## Material
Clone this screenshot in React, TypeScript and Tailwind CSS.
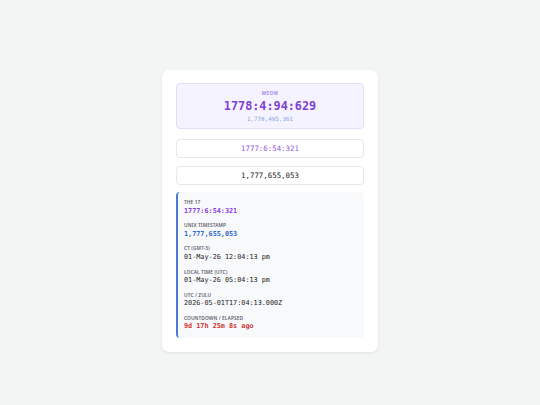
import React from "react";

const mono = { fontFamily: '"DejaVu Sans Mono", "Liberation Mono", monospace' };

function Item({ label, value, cls }: { label: string; value: string; cls: string }) {
  return (
    <div className="flex flex-col">
      <div className="text-[4.8px] leading-[6px] font-semibold uppercase tracking-[0.1px] text-[#5a6069] font-['Noto_Sans',sans-serif]">
        {label}
      </div>
      <div className={`mt-[1.5px] text-[6.8px] leading-[9px] font-['DejaVu_Sans_Mono',monospace] ${cls}`}>{value}</div>
    </div>
  );
}

export default function App() {
  return (
    <div className="min-h-[405px] w-full bg-[#f3f4f4] pt-[70px] font-['Noto_Sans',sans-serif]">
      <div className="mx-auto w-[216px] rounded-[7px] bg-white px-[14px] pt-[13px] pb-[14px] shadow-[0_1px_3px_rgba(0,0,0,0.08)]">
        <div className="flex h-[46px] flex-col items-center justify-center rounded-[4px] border border-[#e3dcfb] bg-[#f5f3ff]">
          <div className="text-[4.6px] leading-[6px] font-bold uppercase tracking-[0.4px] text-[#a98bf0]">MEOW</div>
          <div className="mt-[3px] text-[11.8px] leading-[14px] font-bold text-[#7d42d2]" style={mono}>
            1778:4:94:629
          </div>
          <div className="mt-[2px] text-[5.9px] leading-[8px] text-[#82a6e4]" style={mono}>
            1,778,495,361
          </div>
        </div>
        <div
          className="mt-[10px] flex h-[19px] items-center justify-center rounded-[4px] border border-[#e5e7eb] bg-white text-[7.4px] text-[#9257d8]"
          style={mono}
        >
          1777:6:54:321
        </div>
        <div
          className="mt-[8px] flex h-[19px] items-center justify-center rounded-[4px] border border-[#e5e7eb] bg-white text-[7.4px] text-[#222]"
          style={mono}
        >
          1,777,655,053
        </div>
        <div className="mt-[7px] flex h-[146px] flex-col gap-[6.7px] rounded-[4px] border-l-2 border-[#4b7bd1] bg-[#f8f9fb] pl-[6px] pt-[7px]">
          <Item label="The 17" value="1777:6:54:321" cls="font-bold text-[#8a3fd9]" />
          <Item label="Unix Timestamp" value="1,777,655,053" cls="font-bold text-[#2d6ad1]" />
          <Item label="CT (GMT-5)" value="01-May-26 12:04:13 pm" cls="text-[#222]" />
          <Item label="Local Time (UTC)" value="01-May-26 05:04:13 pm" cls="text-[#222]" />
          <Item label="UTC / Zulu" value="2026-05-01T17:04:13.000Z" cls="text-[#222]" />
          <Item label="Countdown / Elapsed" value="9d 17h 25m 8s ago" cls="font-bold text-[#d32f2f]" />
        </div>
      </div>
    </div>
  );
}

## What you need to do
Return the listing above unchanged, apart from dropping its pictures.

## Answer in full
Clone this screenshot in React, TypeScript and Tailwind CSS.
import React from "react";

const mono = { fontFamily: '"DejaVu Sans Mono", "Liberation Mono", monospace' };

function Item({ label, value, cls }: { label: string; value: string; cls: string }) {
  return (
    <div className="flex flex-col">
      <div className="text-[4.8px] leading-[6px] font-semibold uppercase tracking-[0.1px] text-[#5a6069] font-['Noto_Sans',sans-serif]">
        {label}
      </div>
      <div className={`mt-[1.5px] text-[6.8px] leading-[9px] font-['DejaVu_Sans_Mono',monospace] ${cls}`}>{value}</div>
    </div>
  );
}

export default function App() {
  return (
    <div className="min-h-[405px] w-full bg-[#f3f4f4] pt-[70px] font-['Noto_Sans',sans-serif]">
      <div className="mx-auto w-[216px] rounded-[7px] bg-white px-[14px] pt-[13px] pb-[14px] shadow-[0_1px_3px_rgba(0,0,0,0.08)]">
        <div className="flex h-[46px] flex-col items-center justify-center rounded-[4px] border border-[#e3dcfb] bg-[#f5f3ff]">
          <div className="text-[4.6px] leading-[6px] font-bold uppercase tracking-[0.4px] text-[#a98bf0]">MEOW</div>
          <div className="mt-[3px] text-[11.8px] leading-[14px] font-bold text-[#7d42d2]" style={mono}>
            1778:4:94:629
          </div>
          <div className="mt-[2px] text-[5.9px] leading-[8px] text-[#82a6e4]" style={mono}>
            1,778,495,361
          </div>
        </div>
        <div
          className="mt-[10px] flex h-[19px] items-center justify-center rounded-[4px] border border-[#e5e7eb] bg-white text-[7.4px] text-[#9257d8]"
          style={mono}
        >
          1777:6:54:321
        </div>
        <div
          className="mt-[8px] flex h-[19px] items-center justify-center rounded-[4px] border border-[#e5e7eb] bg-white text-[7.4px] text-[#222]"
          style={mono}
        >
          1,777,655,053
        </div>
        <div className="mt-[7px] flex h-[146px] flex-col gap-[6.7px] rounded-[4px] border-l-2 border-[#4b7bd1] bg-[#f8f9fb] pl-[6px] pt-[7px]">
          <Item label="The 17" value="1777:6:54:321" cls="font-bold text-[#8a3fd9]" />
          <Item label="Unix Timestamp" value="1,777,655,053" cls="font-bold text-[#2d6ad1]" />
          <Item label="CT (GMT-5)" value="01-May-26 12:04:13 pm" cls="text-[#222]" />
          <Item label="Local Time (UTC)" value="01-May-26 05:04:13 pm" cls="text-[#222]" />
          <Item label="UTC / Zulu" value="2026-05-01T17:04:13.000Z" cls="text-[#222]" />
          <Item label="Countdown / Elapsed" value="9d 17h 25m 8s ago" cls="font-bold text-[#d32f2f]" />
        </div>
      </div>
    </div>
  );
}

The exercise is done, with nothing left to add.